Mehmet: Ich hatte bislang ein glückliches und sehr unbeschwertes Leben. Mal abgesehen von den persönlichen Problemen, die jeder mit sich austrägt, hatte ich nie mit großen Schicksalsschlägen zu kämpfen. Ich komme aus einem bürgerlichen Haus und war sozial immer abgesichert. Mein Vater war Lehrer, meine Mutter Sozialarbeiterin. Wir waren nicht reich, hatten aber auch nie Geldprobleme. Und ich habe einen tollen und spannenden Beruf gefunden, der mich auch immer wieder fordert. Man muss sich immer wieder auf neue Figuren einlassen und Interesse an Menschen haben. Ich liebe Veränderungen und hoffe, dass ich auch in Zukunft nicht zu eingefahren und bequem werde. Ich will weiter das Abenteuer suchen.
Nur wenige Schauspieler können wirklich von ihrem Beruf leben. Kennen Sie Existenzängste?
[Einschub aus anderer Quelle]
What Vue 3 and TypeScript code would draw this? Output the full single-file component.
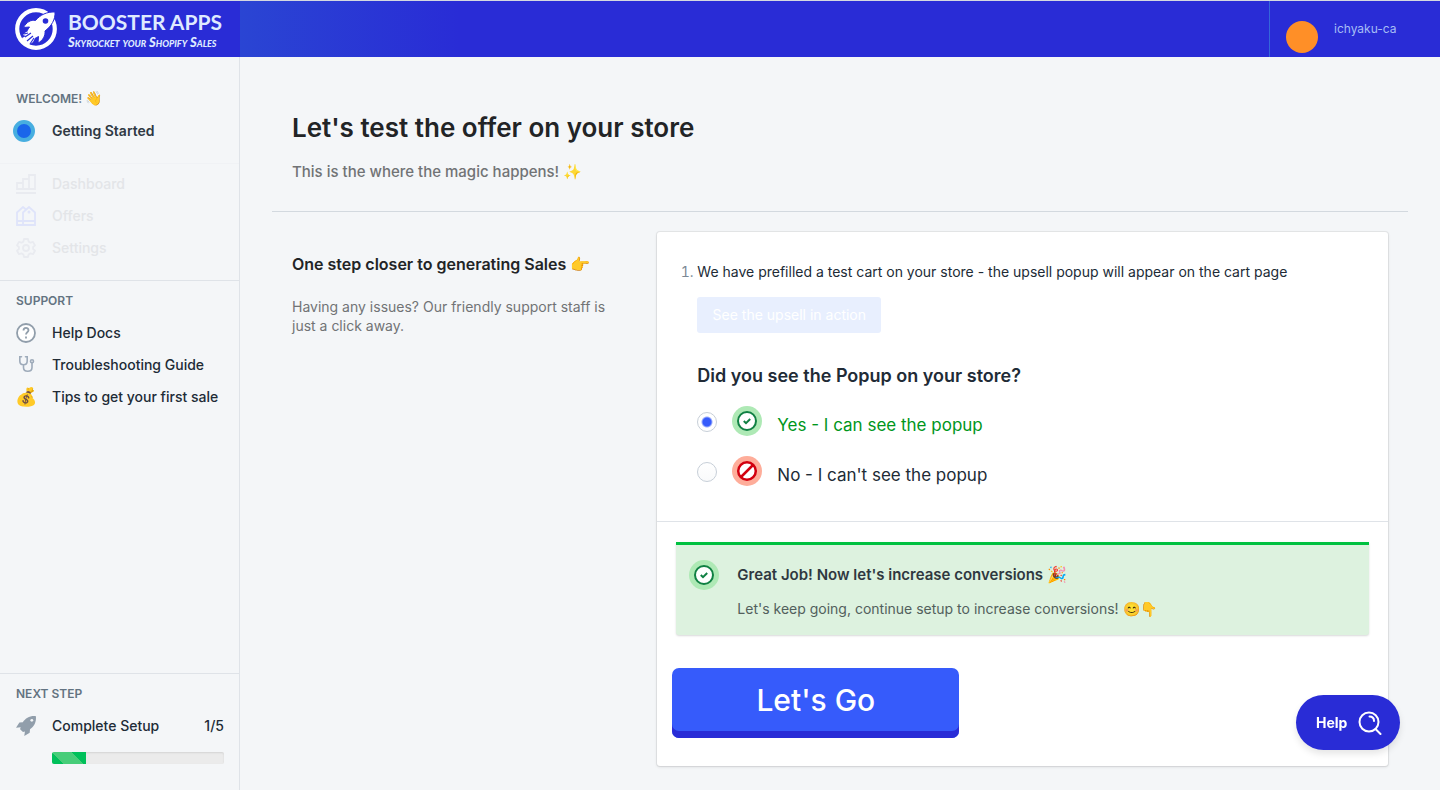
<script setup lang="ts">
import { ref } from 'vue'

type Answer = 'yes' | 'no'

const answer = ref<Answer>('yes')
const stepsDone = 1
const stepsTotal = 5
</script>

<template>
  <div class="app">
    <header class="topbar">
      <a class="brand" href="#" aria-label="Booster Apps">
        <svg class="brand-mark" viewBox="0 0 42 42" aria-hidden="true">
          <circle cx="21" cy="21" r="18.8" fill="none" stroke="#fff" stroke-width="4.2" />
          <path
            d="M40 4c-8-.5-15 3-19.500 8.500-4.500-1-9 1.500-12 7l6-.5c-2 2.500-3 5-3.500 7.500l5 5c2.500-.5 5-1.500 7.500-3l-.5 6.500c5-2.500 7.500-7.500 7-12C36.500 18 40.500 11.500 40 4Z"
            fill="#fff" stroke="#292cd6" stroke-width="1"
          />
          <circle cx="30.500" cy="13" r="2.800" fill="#292cd6" />
          <path d="m11 24 5-1-2 3 5-1-2 4 4-1-3 6-4 3-6-3-1-4 4-2-3-1Z" fill="#fff" />
          <path d="m10 29 6-4m-4 8 6-5m-9-2 4-1m2 11 4-6" stroke="#292cd6" stroke-width="1.200" fill="none" />
        </svg>
        <span class="brand-text">
          <span class="brand-name">BOOSTER APPS</span>
          <span class="brand-tag">Skyrocket your Shopify Sales</span>
        </span>
      </a>
      <button class="account" type="button">
        <span class="avatar"></span>
        <span class="account-name">ichyaku-ca</span>
      </button>
    </header>

    <div class="body">
      <aside class="sidebar">
        <nav class="group welcome">
          <h2 class="group-title">WELCOME! <span class="wave">👋</span></h2>
          <a class="item current" href="#"><span class="slot"><span class="dot"></span></span>Getting Started</a>
        </nav>

        <nav class="group disabled">
          <a class="item" href="#">
            <svg class="icon" viewBox="0 0 20 20" fill="none" stroke="#e9ebf0" stroke-width="1.800">
              <path d="M1 15V9h6v6Zm6 0V5h6v10Zm6 0V1h6v14ZM0 19h20" />
            </svg>Dashboard</a>
          <a class="item" href="#">
            <svg class="icon" viewBox="0 0 20 20" fill="none" stroke="#dfe4fa" stroke-width="1.800">
              <path d="M7 19V6.500L13 1l6 5.500V19H1V6.500L7 1l3 2.500M1 15h18" />
              <circle cx="13" cy="6" r=".6" />
            </svg>Offers</a>
          <a class="item" href="#">
            <svg class="icon" viewBox="0 0 20 20" fill="none" stroke="#e9ebf0" stroke-width="1.800" stroke-linejoin="round">
              <path d="M8 1h4l.6 2.600 1.900 1.100 2.500-.8 2 3.500L17.100 9v2l1.900 1.700-2 3.500-2.500-.8-1.900 1.100L12 19H8l-.6-2.500-1.900-1.100-2.500.8-2-3.500L2.900 11V9L1 7.400l2-3.500 2.500.8 1.900-1.100Z" />
              <circle cx="10" cy="10" r="3" />
            </svg>Settings</a>
        </nav>

        <nav class="group support">
          <h2 class="group-title">SUPPORT</h2>
          <a class="item" href="#">
            <svg class="icon" viewBox="0 0 20 20" fill="none" stroke="#919eab" stroke-width="1.800">
              <circle cx="10" cy="10" r="9" fill="#fff" />
              <path d="M7.500 7.600C7.500 4 12.500 4 12.500 7.300c0 2-2.500 2-2.500 4.200" />
              <path d="M10 13.500v2" />
            </svg>Help Docs</a>
          <a class="item" href="#">
            <svg class="icon" viewBox="0 0 20 20" fill="none" stroke="#9eabba" stroke-width="1.600" stroke-linecap="round">
              <path d="M5.500 1.800H3.800V6c0 5 7.400 5 7.400 0V1.800H9.500M7.500 10v2.500c0 5 8.500 5 8.500 0V8" />
              <circle cx="16" cy="6.300" r="1.500" />
            </svg>Troubleshooting Guide</a>
          <a class="item" href="#"><span class="slot emoji">💰</span>Tips to get your first sale</a>
        </nav>

        <section class="group next">
          <h2 class="group-title">NEXT STEP</h2>
          <a class="item" href="#">
            <svg class="icon rocket" viewBox="0 0 20 20" aria-hidden="true">
              <path
                d="M19.900.2C13.500-.4 9.800 2.300 6.800 6.200L3.400 6.500 0 11.800l4.700-.5c-.3.700-.5 1.300-.6 1.900l2.900 2.900c.7-.1 1.300-.3 1.900-.6L8.300 20l5.400-3.200.3-3.500C17.900 10.300 20.500 6.500 19.900.2Z"
                fill="#919eab"
              />
              <circle cx="15.800" cy="4.300" r="1.400" fill="#f4f6f8" />
            </svg>
            <span>Complete Setup</span>
            <span class="count">{{ stepsDone }}/{{ stepsTotal }}</span>
          </a>
          <div class="progress" role="progressbar" aria-label="Setup progress" :aria-valuenow="stepsDone" aria-valuemin="0" :aria-valuemax="stepsTotal">
            <div class="progress-fill" :style="{ width: (stepsDone / stepsTotal) * 100 + '%' }"></div>
          </div>
        </section>
      </aside>

      <main class="main">
        <header class="page-head">
          <h1>Let's test the offer on your store</h1>
          <p>This is the where the magic happens! ✨</p>
        </header>

        <div class="columns">
          <section class="intro">
            <h2>One step closer to generating Sales 👉</h2>
            <p>Having any issues? Our friendly support staff is just a click away.</p>
          </section>

          <section class="card">
            <div class="card-top">
              <ol class="steps">
                <li>We have prefilled a test cart on your store - the upsell popup will appear on the cart page</li>
              </ol>
              <button class="see" type="button" disabled>See the upsell in action</button>
              <fieldset class="question">
                <legend>Did you see the Popup on your store?</legend>
                <label class="choice yes">
                  <input v-model="answer" type="radio" name="seen" value="yes" />
                  <svg class="badge" viewBox="0 0 30 30" fill="none" aria-hidden="true">
                    <circle cx="15" cy="15" r="15" fill="#aee9b5" />
                    <circle cx="15" cy="15" r="9" fill="#fff" stroke="#108043" stroke-width="2" />
                    <path d="m11.800 15 2.200 2.200 4.200-4.200" stroke="#108043" stroke-width="2" />
                  </svg>
                  <span class="choice-text">Yes - I can see the popup</span>
                </label>
                <label class="choice">
                  <input v-model="answer" type="radio" name="seen" value="no" />
                  <svg class="badge" viewBox="0 0 30 30" fill="none" aria-hidden="true">
                    <circle cx="15" cy="15" r="15" fill="#fead9a" />
                    <circle cx="15" cy="15" r="8.800" fill="#fff" stroke="#d2000f" stroke-width="2.500" />
                    <path d="m9 21 12-12" stroke="#d2000f" stroke-width="2.500" />
                  </svg>
                  <span class="choice-text">No - I can't see the popup</span>
                </label>
              </fieldset>
            </div>

            <div class="card-bottom">
              <div class="banner" role="status">
                <svg class="badge" viewBox="0 0 30 30" fill="none" aria-hidden="true">
                  <circle cx="15" cy="15" r="15" fill="#aee9b5" />
                  <circle cx="15" cy="15" r="9" fill="#fff" stroke="#108043" stroke-width="2" />
                  <path d="m11.800 15 2.200 2.200 4.200-4.200" stroke="#108043" stroke-width="2" />
                </svg>
                <div>
                  <h3>Great Job! Now let's increase conversions <span class="party">🎉</span></h3>
                  <p>Let's keep going, continue setup to increase conversions! 😊👇</p>
                </div>
              </div>
              <button class="go" type="button">Let's Go</button>
            </div>
          </section>
        </div>
      </main>
    </div>

    <button class="help" type="button">
      Help
      <svg viewBox="0 0 24 24" fill="none" stroke="#fff" stroke-width="2" stroke-linecap="round" aria-hidden="true">
        <circle cx="11" cy="11" r="9.500" />
        <path d="m17.500 18 5 5M11.500 5.500c2.600 0 4.500 1.800 4.500 4.500" />
      </svg>
    </button>
  </div>
</template>

<style>
body {
  margin: 0;
  background: #f4f6f8;
}
</style>

<style scoped>
* {
  box-sizing: border-box;
}
.app {
  min-height: 100vh;
  display: flex;
  flex-direction: column;
  background: #f4f6f8;
  color: #212b36;
  font: 400 14px/20px Inter, "Liberation Sans", sans-serif;
}
h1, h2, h3, p, ol, fieldset {
  margin: 0;
  padding: 0;
}
button, input {
  font: inherit;
}
a {
  color: inherit;
  text-decoration: none;
}

.topbar {
  height: 57px;
  display: flex;
  justify-content: space-between;
  border-top: 1px solid #d4d8e0;
  background: linear-gradient(90deg, #2a45d3, #292cd6 220px) 240px 0 no-repeat #292cd6;
}
.brand {
  width: 240px;
  display: flex;
  align-items: center;
  gap: 11px;
  padding-left: 15px;
  color: #fff;
}
.brand-mark {
  width: 42px;
  height: 42px;
}
.brand-text {
  display: flex;
  flex-direction: column;
  gap: 2px;
  padding-top: 2px;
  color: #dfeaff;
  white-space: nowrap;
}
.brand-name {
  font: 700 21px/22px Lato, sans-serif;
}
.brand-tag {
  font: italic small-caps 900 13px/14px Lato, sans-serif;
}
.account {
  width: 171px;
  display: flex;
  gap: 16px;
  padding: 20px 0 0 16px;
  border: 0;
  border-left: 1px solid #3467da;
  background: none;
  color: #a6bdf5;
  text-align: left;
}
.avatar {
  width: 32px;
  height: 32px;
  border-radius: 50%;
  background: #ff8f27;
}
.account-name {
  font-size: 12px;
  line-height: 16px;
}

.body {
  flex: 1;
  display: flex;
}
.sidebar {
  flex: 0 0 240px;
  display: flex;
  flex-direction: column;
  border-right: 1px solid #dfe3e8;
}
.group {
  padding: 0 15px 0 16px;
}
.group-title {
  font-size: 12px;
  font-weight: 600;
  line-height: 16px;
  color: #637381;
}
.wave {
  font-size: 14px;
}
.item {
  height: 32px;
  display: flex;
  align-items: center;
  gap: 16px;
  font-weight: 500;
}
.icon, .slot {
  flex: none;
  width: 20px;
  height: 20px;
}
.welcome {
  padding-top: 33px;
  padding-bottom: 8px;
  border-bottom: 1px solid #f0f2f5;
}
.welcome .item {
  height: 48px;
  color: #2f3943;
  font-weight: 600;
}
.slot {
  display: flex;
  align-items: center;
  justify-content: center;
}
.dot {
  flex: none;
  width: 22px;
  height: 22px;
  margin-right: 4px;
  border: 4px solid #47aee0;
  border-radius: 50%;
  background: #1a66ea;
}
.disabled {
  padding-top: 4px;
  padding-bottom: 16px;
  border-bottom: 1px solid #dfe3e8;
}
.disabled .item {
  color: #e3e5e8;
}
.support {
  padding-top: 12px;
}
.support .item:first-of-type, .next .item {
  margin-top: 8px;
}
.emoji {
  font-size: 18px;
}
.next {
  margin-top: auto;
  padding-top: 12px;
  padding-bottom: 26px;
  border-top: 1px solid #dfe3e8;
}
.count {
  margin-left: auto;
}
.progress {
  height: 12px;
  margin: 10px 0 0 36px;
  border-radius: 2px;
  overflow: hidden;
  background: #ebebeb;
  box-shadow: inset 0 1px 2px #0000001a;
}
.progress-fill {
  height: 100%;
  background: linear-gradient(45deg, #00c05a 8px, #47cd79 8px, #47cd79 22px, #00c05a 22px);
}

.main {
  flex: 1;
  min-width: 0;
  padding: 54px 32px 24px;
}
.page-head {
  padding: 0 20px 29px;
  border-bottom: 1px solid #d3d9df;
}
h1 {
  font-size: 26px;
  font-weight: 600;
  line-height: 34px;
  color: #222426;
}
.page-head p {
  margin-top: 17px;
  font-size: 15px;
  font-weight: 500;
  line-height: 20px;
  color: #717375;
}
.columns {
  display: grid;
  grid-template-columns: 1fr 2fr;
  padding: 20px 20px 0;
}
.intro {
  padding: 20px 40px 0 0;
}
.intro h2 {
  font-size: 16px;
  font-weight: 600;
  line-height: 24px;
  color: #222426;
}
.intro p {
  margin-top: 21px;
  line-height: 19px;
  color: #717375;
}
.card {
  border-radius: 3px;
  background: #fff;
  box-shadow: 0 0 0 1px #3f3f4414, 0 1px 3px #3f3f4426;
}
.card-top {
  padding: 30px 40px 35px;
  border-bottom: 1px solid #dfe3e8;
}
.steps {
  list-style: decimal;
}
.steps li::marker {
  color: #7b8895;
}
.see {
  width: 184px;
  height: 36px;
  margin-top: 15px;
  padding: 0;
  border: 0;
  border-radius: 3px;
  background: #e8effe;
  color: #fff;
}
.question {
  min-width: 0;
  margin-top: 31px;
  border: 0;
}
.question legend {
  padding: 0;
  font-size: 18px;
  font-weight: 600;
  line-height: 24px;
}
.choice {
  height: 30px;
  display: flex;
  align-items: center;
  gap: 15px;
  margin-top: 20px;
}
.question legend + .choice {
  margin-top: 18px;
}
.choice input {
  appearance: none;
  width: 20px;
  height: 20px;
  margin: 2px 0 0;
  border: 1px solid #c7cfd8;
  border-radius: 50%;
  background: linear-gradient(#fff, #f9fafb);
}
.choice input:checked {
  background: radial-gradient(circle, #365bfb 4px, #fff 6px);
}
.badge {
  flex: none;
  width: 30px;
  height: 30px;
}
.choice-text {
  padding-top: 8px;
  font-size: 17px;
  line-height: 24px;
}
.yes .choice-text {
  color: #00961b;
}
.card-bottom {
  padding: 20px 15px 28px;
}
.banner {
  display: flex;
  gap: 18px;
  margin: 0 4px;
  padding: 15px 13px 16px;
  border-top: 3px solid #00c140;
  border-radius: 0 0 3px 3px;
  background: #ddf2df;
  box-shadow: 0 1px 2px #3f3f4433;
}
.banner h3 {
  margin-top: 2px;
  font-size: 15px;
  font-weight: 600;
  line-height: 24px;
  color: #2f3840;
}
.party {
  font-size: 16px;
}
.banner p {
  margin-top: 12px;
  color: #52605c;
  line-height: 20px;
}
.go {
  width: 287px;
  height: 70px;
  display: block;
  margin-top: 33px;
  padding: 0 0 6px;
  border: 0;
  border-radius: 7px;
  background: #365bfb;
  box-shadow: inset 0 -7px #292cd6;
  color: #fff;
  font-size: 30px;
  font-weight: 500;
}
.help {
  position: fixed;
  right: 40px;
  bottom: 40px;
  width: 104px;
  height: 55px;
  display: flex;
  align-items: center;
  justify-content: space-between;
  padding: 0 18px 0 20px;
  border: 0;
  border-radius: 28px;
  background: #292cd6;
  box-shadow: 0 4px 7px #0000001a;
  color: #fff;
  font-size: 14px;
  font-weight: 700;
}
.help svg {
  width: 24px;
  height: 24px;
}
</style>
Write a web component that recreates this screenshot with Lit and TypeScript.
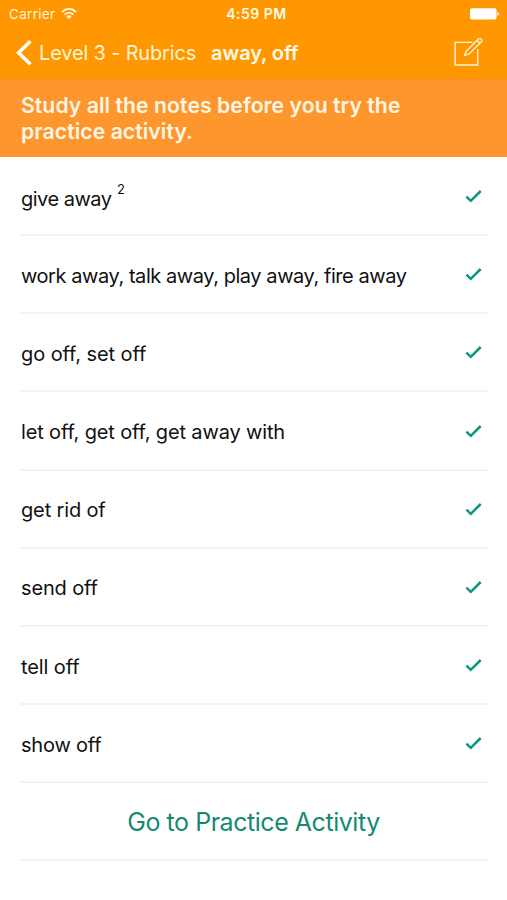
import { LitElement, html, css, nothing } from "lit";
import { customElement } from "lit/decorators.js";
import { styleMap } from "lit/directives/style-map.js";

interface Note {
  title: string;
  tracking: number;
  count?: string;
}

const NOTES: Note[] = [
  { title: "give away", tracking: -0.5, count: "2" },
  { title: "work away, talk away, play away, fire away", tracking: -0.44 },
  { title: "go off, set off", tracking: -0.08 },
  { title: "let off, get off, get away with", tracking: -0.14 },
  { title: "get rid of", tracking: -0.15 },
  { title: "send off", tracking: -0.14 },
  { title: "tell off", tracking: -0.1 },
  { title: "show off", tracking: -0.2 },
];

@customElement("status-bar")
class StatusBar extends LitElement {
  static styles = css`
    :host {
      display: grid;
      grid-template-columns: 1fr auto 1fr;
      align-items: center;
      height: 27px;
      padding: 0 8px 0 9px;
      font-size: 13.5px;
      color: #fff3d6;
    }
    .left { display: flex; align-items: center; gap: 6px; }
    .carrier { letter-spacing: 0.3px; }
    .time { font-size: 14px; font-weight: 600; letter-spacing: 0.5px; color: #fff8e6; padding-left: 5px; }
    .battery { justify-self: end; }
    svg { display: block; }
  `;
  render() {
    return html`
      <div class="left">
        <span class="carrier">Carrier</span>
        <svg width="16" height="12" viewBox="0 0 16 12" fill="none" stroke="#fff8e6" stroke-width="1.7">
          <path d="M1 4.1C5 -.1 11 -.1 15 4.1" />
          <path d="M3.5 6.7C6 4.1 10 4.1 12.5 6.7" />
          <path d="M8 11 5.3 8.3Q8 6.2 10.7 8.3Z" fill="#fff8e6" stroke="none" />
        </svg>
      </div>
      <span class="time">4:59 PM</span>
      <svg class="battery" width="29" height="12" viewBox="0 0 29 12" fill="#fff">
        <rect x="0" y="0.3" width="26.6" height="11.2" rx="2" />
        <path d="M27.4 4q1.6.4 1.6 2t-1.6 2z" />
      </svg>
    `;
  }
}

@customElement("nav-bar")
class NavBar extends LitElement {
  static styles = css`
    :host {
      display: flex;
      align-items: center;
      height: 51px;
      padding: 0 24px 0 16px;
      box-sizing: border-box;
      color: #fff3d6;
      font-size: 20px;
      white-space: nowrap;
    }
    .chevron { margin-right: 7px; }
    .back { letter-spacing: -0.17px; }
    .title { margin-left: 15px; font-weight: 600; letter-spacing: -0.1px; color: #fff8e6; }
    .compose { margin-left: auto; }
    svg { display: block; }
  `;
  render() {
    return html`
      <svg class="chevron" width="16" height="26" viewBox="0 0 16 26" fill="none" stroke="#fff" stroke-width="3.4">
        <path d="M14.4 1.3 2.6 12.7 14.4 24.2" />
      </svg>
      <span class="back">Level 3 - Rubrics</span>
      <span class="title">away, off</span>
      <svg class="compose" width="29" height="30" viewBox="0 0 29 30" fill="none" stroke="#fff3d6" stroke-width="1.4">
        <path d="M18.6 4.4H1.2V27H23.7V11" />
        <path d="M10.8 17.2 12.1 13.3 24.6 .8Q25.9 -.1 27.1 1T27.6 3.5L15 16Z" />
        <path d="M23.2 2.4 25.9 5.1" />
      </svg>
    `;
  }
}

@customElement("note-row")
class NoteRow extends LitElement {
  static properties = { note: { attribute: false } };
  declare note: Note;
  static styles = css`
    :host {
      display: flex;
      align-items: center;
      justify-content: space-between;
      height: 78.17px;
      box-sizing: border-box;
      border-bottom: 2px solid #f3f3f3;
      padding: 0 7.5px 0 1px;
      color: #111;
      font-size: 20px;
      white-space: nowrap;
    }
    .label { padding-top: 3px; }
    .label.counted { padding-top: 6px; }
    .count { font-size: 13px; margin-left: 5.5px; position: relative; top: -12px; line-height: 0; }
    svg { display: block; }
  `;
  render() {
    const { title, count, tracking } = this.note;
    return html`
      <span class=${count ? "label counted" : "label"} style=${styleMap({ letterSpacing: `${tracking}px` })}
        >${title}${count ? html`<span class="count">${count}</span>` : nothing}</span
      >
      <svg width="17" height="14" viewBox="0 0 17 14" fill="none" stroke="#0b9680" stroke-width="2.5">
        <path d="M1.4 7.6 5.8 11.8 15.7 2" />
      </svg>
    `;
  }
}

@customElement("app-root")
class AppRoot extends LitElement {
  static styles = css`
    :host {
      display: block;
      height: 900px;
      overflow: hidden;
      background: #fff;
      font-family: Inter, "Liberation Sans", sans-serif;
    }
    .header { background: #ff9800; border-bottom: 1px solid #f79210; }
    .banner {
      box-sizing: border-box;
      height: 78px;
      padding: 13px 21px 0;
      background: #fd972d;
      color: #fff5e4;
      font-size: 21.2px;
      font-weight: 600;
      line-height: 26px;
      letter-spacing: 0.05px;
    }
    .list { padding: 1px 18px 0 20px; }
    .practice {
      display: flex;
      align-items: center;
      justify-content: center;
      height: 78.17px;
      box-sizing: border-box;
      border-bottom: 2px solid #f3f3f3;
      padding: 2px 2px 0 0;
      color: #168a70;
      font-size: 25px;
      letter-spacing: -0.46px;
      white-space: nowrap;
    }
  `;
  render() {
    return html`
      <div class="header">
        <status-bar></status-bar>
        <nav-bar></nav-bar>
      </div>
      <div class="banner">Study all the notes before you try the<br />practice activity.</div>
      <div class="list">
        ${NOTES.map((note) => html`<note-row .note=${note}></note-row>`)}
        <div class="practice"><span>Go to Practice Activity</span></div>
      </div>
    `;
  }
}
Mehmet: Ich mache mir keine Sorgen. Das bringt nichts. Man muss ein gewisses Grundvertrauen mitbringen. Tatsächlich ist aber das Schwierige an diesem Job, dass man sehr von anderen abhängig ist. Wenn man allerdings in einem bestimmten Kreis von Leuten ist, kann man schon damit rechnen, dass man immer wieder Jobs bekommt. Der "Tatort" war da natürlich ein sehr gutes Zubrot und auch eine sichere Bank. Zehn Drehtage im Jahr hatte ich dadurch sicher. Das fällt jetzt weg, das hat mir aber bisher keine Angst gemacht.
Welche Projekte stehen bei Ihnen gerade an?
Mehmet: Im Moment stehe ich für eine Neuverfilmung von "Heidi" vor der Kamera, die der junge Schweizer Regisseur Alain Gsponer dreht. Es ist eine deutsch-Schweizer Co-Produktion und sicher ein großer Kinofilm, der durchaus auch für Erwachsene sehenswert ist. Ich spiele Herrn Sesemann, Klaras Vater, einen jungen Witwer, der es zu Hause nicht aushält, weil er da an seine tote Frau erinnert wird. Bruno Ganz gibt den Almöhi, Hannelore Hoger spielt meine Mutter.
In jedem von uns steckt ein kleiner Dichter, sagt Goethe am Ende des Hörspiels. Haben Sie schon mal etwas gedichtet?
Mehmet: Ein Liebesgedicht habe ich zuletzt als Jugendlicher verfasst. Ich schreibe aber seit einiger Zeit Tagebuch, richtig handschriftlich. Das ist zwar nicht Schreiben im künstlerischen Sinn, aber es ist auch ein Festhalten von Erlebtem.